The Insolvency Service has given Dipak Rao, the former accountant of Deep Purple, an eleven-year ban from serving as a director. The ban follows the revelation that he had misappropriated a minimum of £2 million from the companies who held responsibility for controlling the copyright over many of the rock band’s hit songs.
Rao was discovered to have made a number of payments to his own personal accounts from Deep Purple (Overseas) Ltd and HEC Enterprises Ltd between 2008 and 2014, hiding the transactions by restricting access to bank statements for both companies and excluding them from the financial accounts. Both companies were set up in the 1970s to manage the copyright of Deep Purple’s hits, and subsequently became responsible for the rights of songs by two other bands, Rainbow and Whitesnake, which were formed by Ritchie Blackmore and David Coverdale, former members of the earlier band.
Both companies went into administration in 2016 following Rao’s resignation as director two years earlier. Whilst Rao has confessed to ‘borrowing’ at least £2.27 million, the Insolvency Service has only recovered £477,000 so far. The scheme was only uncovered after Blackmore launched a lawsuit against the companies demanding unpaid royalties of £750,000. The investigation was ‘as clear as it was damning’ according to an inside source, and led to Rao being disqualified from managing or controlling a company without leave of the court until 2028.

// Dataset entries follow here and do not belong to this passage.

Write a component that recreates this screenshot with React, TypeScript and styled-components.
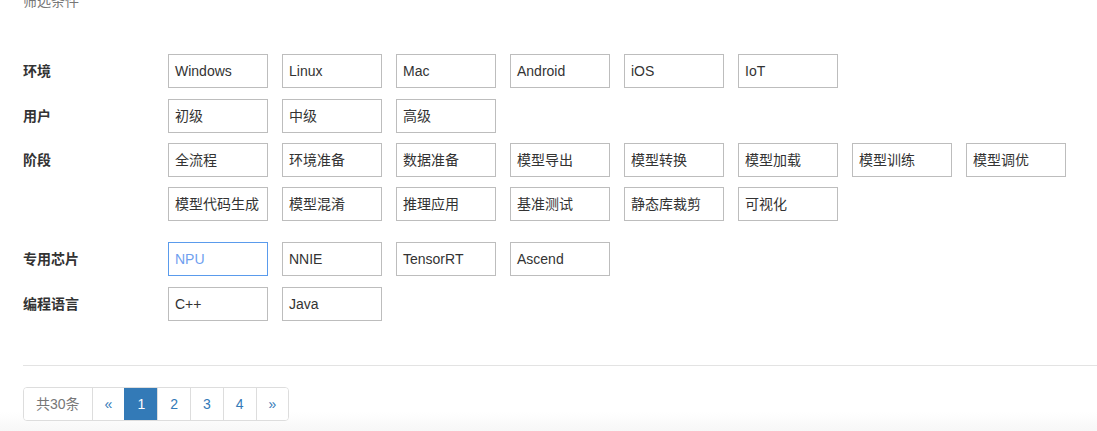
import * as React from "react"
import styled, { createGlobalStyle } from "styled-components"

const GlobalStyle = createGlobalStyle`
  html, body {
    margin: 0;
    padding: 0;
  }
  body {
    min-height: 431px;
    overflow: hidden;
    font-family: "Liberation Sans", "Noto Sans CJK SC", sans-serif;
    background: linear-gradient(to bottom, #ffffff 412px, #f5f5f5 436px);
  }
`

const filters = [
  { label: "环境", options: ["Windows", "Linux", "Mac", "Android", "iOS", "IoT"], after: 11 },
  { label: "用户", options: ["初级", "中级", "高级"], after: 10 },
  {
    label: "阶段",
    options: [
      "全流程",
      "环境准备",
      "数据准备",
      "模型导出",
      "模型转换",
      "模型加载",
      "模型训练",
      "模型调优",
      "模型代码生成",
      "模型混淆",
      "推理应用",
      "基准测试",
      "静态库裁剪",
      "可视化"
    ],
    after: 21
  },
  { label: "专用芯片", options: ["NPU", "NNIE", "TensorRT", "Ascend"], after: 11 },
  { label: "编程语言", options: ["C++", "Java"], after: 0 }
]

const pages = ["«", "1", "2", "3", "4", "»"]

export default function App() {
  const selected = "NPU"

  return (
    <Page>
      <GlobalStyle />
      <Title>筛选条件</Title>
      <Filters>
        {filters.map((group) => (
          <Group key={group.label} $after={group.after}>
            <Label>{group.label}</Label>
            <Options>
              {group.options.map((opt) => (
                <Option key={opt} $active={opt === selected}>
                  {opt}
                </Option>
              ))}
            </Options>
          </Group>
        ))}
      </Filters>
      <Divider />
      <Pagination>
        <PageItem $muted>共30条</PageItem>
        {pages.map((p) => (
          <PageItem key={p} $active={p === "1"}>
            {p}
          </PageItem>
        ))}
      </Pagination>
    </Page>
  )
}

const Page = styled.div`
  padding: 0 0 0 23px;
  display: flex;
  flex-direction: column;
`

const Title = styled.div`
  margin-top: -9px;
  font-size: 14px;
  line-height: 20px;
  color: #777;
`

const Filters = styled.div`
  margin-top: 43px;
  display: flex;
  flex-direction: column;
`

const Group = styled.div<{ $after: number }>`
  display: flex;
  align-items: flex-start;
  margin-bottom: ${(p) => p.$after}px;
`

const Label = styled.div`
  width: 145px;
  flex-shrink: 0;
  font-size: 14px;
  font-weight: bold;
  line-height: 34px;
  color: #333;
`

const Options = styled.div`
  display: flex;
  flex-wrap: wrap;
  row-gap: 10px;
  column-gap: 14px;
  width: 920px;
`

const Option = styled.div<{ $active?: boolean }>`
  box-sizing: border-box;
  width: 100px;
  height: 34px;
  padding: 0 6px;
  font-size: 14px;
  line-height: 32px;
  white-space: nowrap;
  color: ${(p) => (p.$active ? "#6fa0ef" : "#333")};
  border: 1px solid ${(p) => (p.$active ? "#5a9bec" : "#bdbdbd")};
  background: #fff;
  cursor: pointer;
`

const Divider = styled.div`
  margin-top: 44px;
  height: 1px;
  background: #e3e3e3;
`

const Pagination = styled.div`
  margin-top: 21px;
  display: flex;
  align-self: flex-start;
  border-radius: 4px;
  overflow: hidden;
  border: 1px solid #ddd;
  background: #fff;
`

const PageItem = styled.div<{ $active?: boolean; $muted?: boolean }>`
  padding: 6px 12px;
  font-size: 14px;
  line-height: 20px;
  text-align: center;
  color: ${(p) => (p.$active ? "#fff" : p.$muted ? "#777" : "#337ab7")};
  background: ${(p) => (p.$active ? "#337ab7" : "#fff")};
  border-left: 1px solid ${(p) => (p.$active ? "#337ab7" : "#ddd")};
  &:first-child {
    border-left: none;
  }
`
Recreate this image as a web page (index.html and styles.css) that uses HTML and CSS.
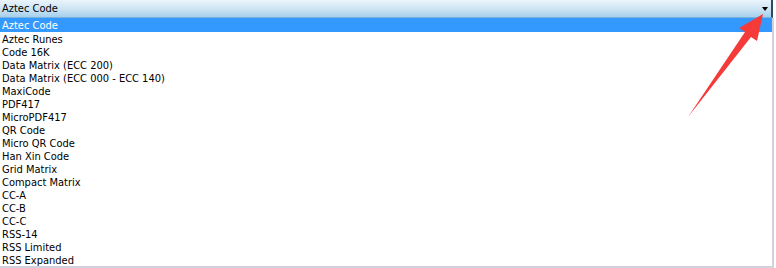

“Rao misappropriated company funds causing detriment to the company and its creditors, to his own personal benefit,” said Sue Macleod, chief investigator of the Insolvency Service. She urged company directors to “note from this enforcement result that actions of this kind will lead to serious censure,” adding that Rao’s “disqualification is a reminder to others tempted to do the same that the Insolvency Service will rigorously pursue enforcement action and seek to remove from them for a lengthy period.”